Non content de se vautrer ostensiblement dans le second degré, Manuel de survie à l’apocalypse zombie multiplie les clins d’œil à quelques fleurons du genre, procédé de plus en plus courant et prompt à susciter la nostalgie des amateurs chevronnés. Comme un poisson dans l’eau, Christopher Landon a depuis continué à creuser ce sillon en réalisant Happy Birthdead, un slasher ludique sur fond de boucles temporelles. Du cinéma à réserver aux adeptes des seconds programmes décalés.
J’ai commencé le film hier soir, et je me suis arrêté. L’humour me laisse de marbre et j’ai l’impression que je suis moins indulgent quant aux défauts des films, et j’ai tendance à arrêter leurs visionnages.

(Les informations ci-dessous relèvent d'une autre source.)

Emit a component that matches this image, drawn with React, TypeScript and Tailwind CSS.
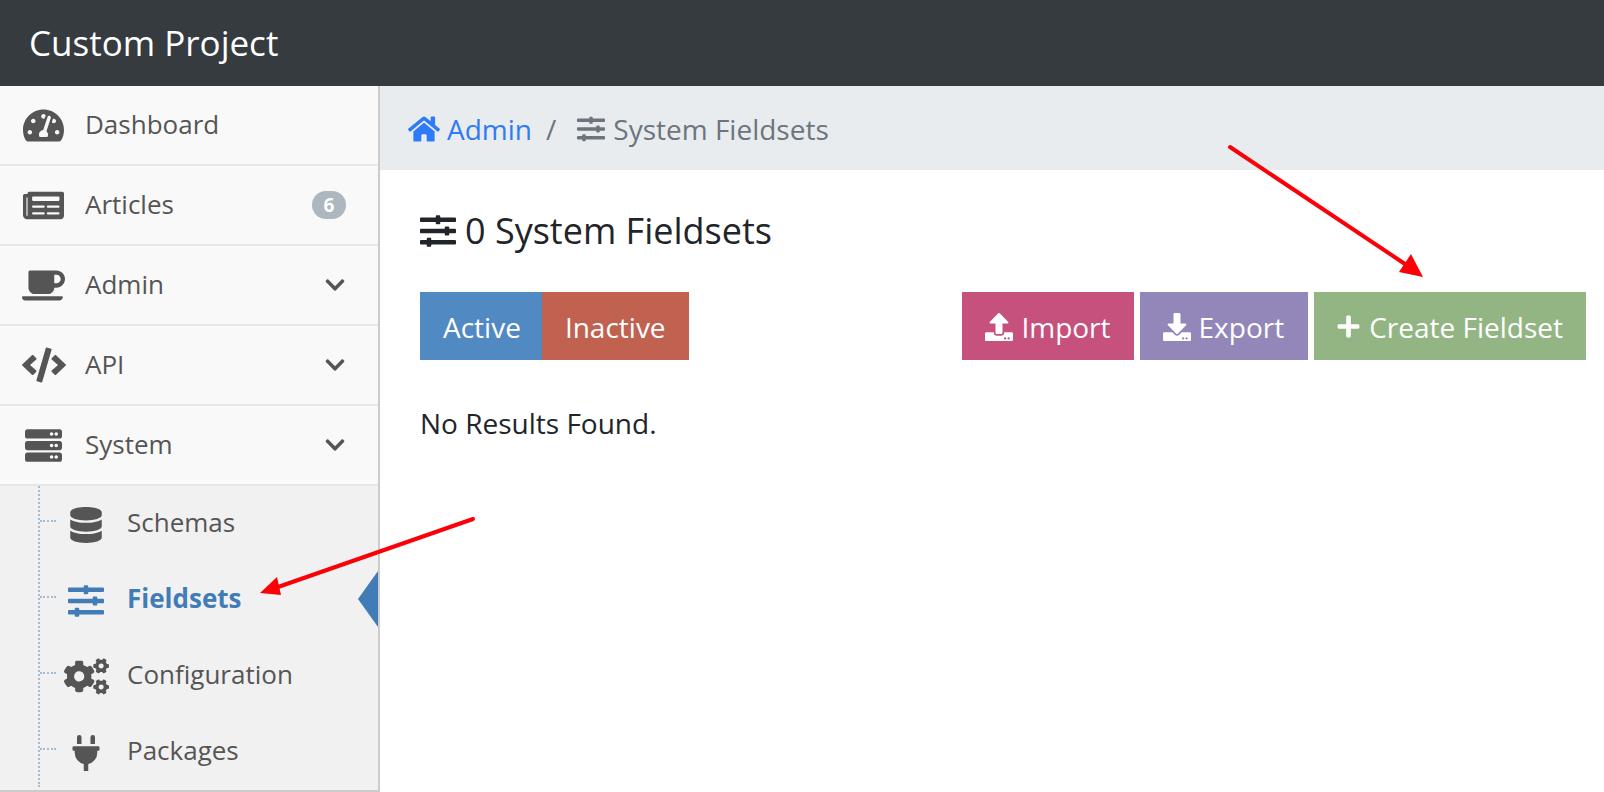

Il y a une nouvelle mode des films d’horreur, que j’appelle film d’horreur minimaliste. Les plus emblématiques sont The Witch et Héredité. Ce sont des films où il ne se passe pas grand chose, les plans sont longs, il n’y a pas ou peu de manifestation du fantastique, et la fin arrive sans que l’on comprenne ce qui s’est passé ou alors on s’est endormis avant.